LA STAFFETTA tra Montezemolo e Marchionne alla ricerca della rossa perduta, mi ha fatto tornare in mente un grande personaggio che ha avuto un ruolo importantissimo nella Ferrari e nella Fiat degli anni Ottanta, Vittorio Ghidella. Mi sono chiesto: se l’ingegnere fosse restato per qualche anno ancora alla guida di Maranello e del Lingotto, quale sarebbe stata, poi, la situazione della casa modenese, da sempre numero uno al mondo del “Made in Italy”? Ho anche girato il mio dubbio a qualcuno che se ne intende e la risposta è stata secca: forse sarebbe andata diversamente.

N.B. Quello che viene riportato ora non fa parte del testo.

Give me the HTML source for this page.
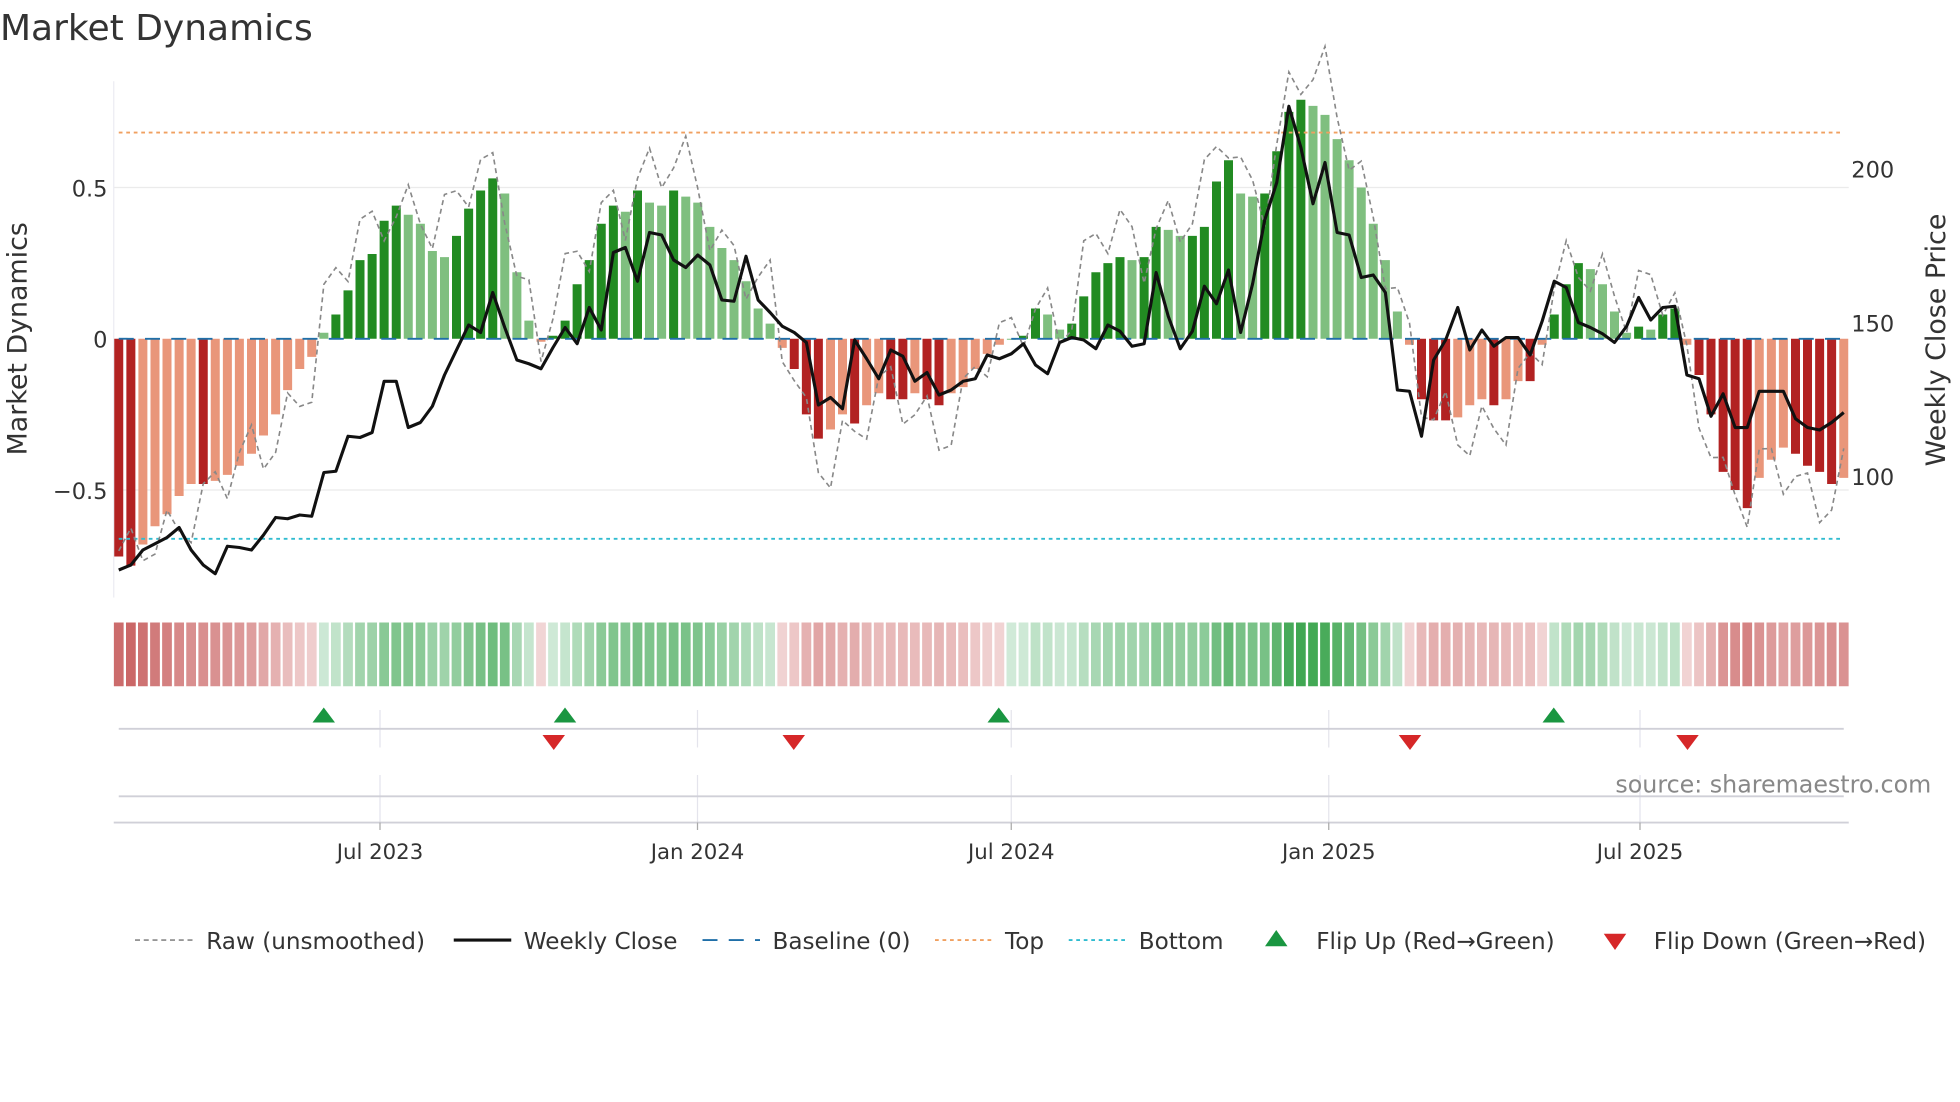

LA RAGIONE è semplice: Ghidella, che aveva guidato sia la Ferrari che Mirafiori, a differenza di molti altri, era, infatti, un profondo conoscitore del prodotto auto. Allontanato dall’avvocato Agnelli dopo un lungo braccio di ferro con i vertici, la Fiat perse un talento forse unico: anche oggi, molti addetti ai lavori sostengono che, da allora, Torino non ha più prodotto modelli di altrettanto successo. L’analisi è davvero giusta? Sinceramente non lo so, posso solo dire che Ghidella, in un’intervista che rilasciò tanti anni fa alla rivista “Fortune”, mi fece una grandissima impressione: pragmatico e di poche parole, il padre della “Uno” mi confermò in diretta come davvero se ne intendesse di prodotto. Un’ultima riflessione: trattando il tema più in generale, la crisi della nostra industria è stata favorita anche dal ribaltamento di certe abitudini, vecchie finché si vuole, ma tuttora valide: oggi, in molti casi, si sta affermando una nuova generazione di manager che parlano tanto a scapito, talvolta, del prodotto che confezionano. Insomma, ci mancano davvero tanto uomini laconici come Ghidella.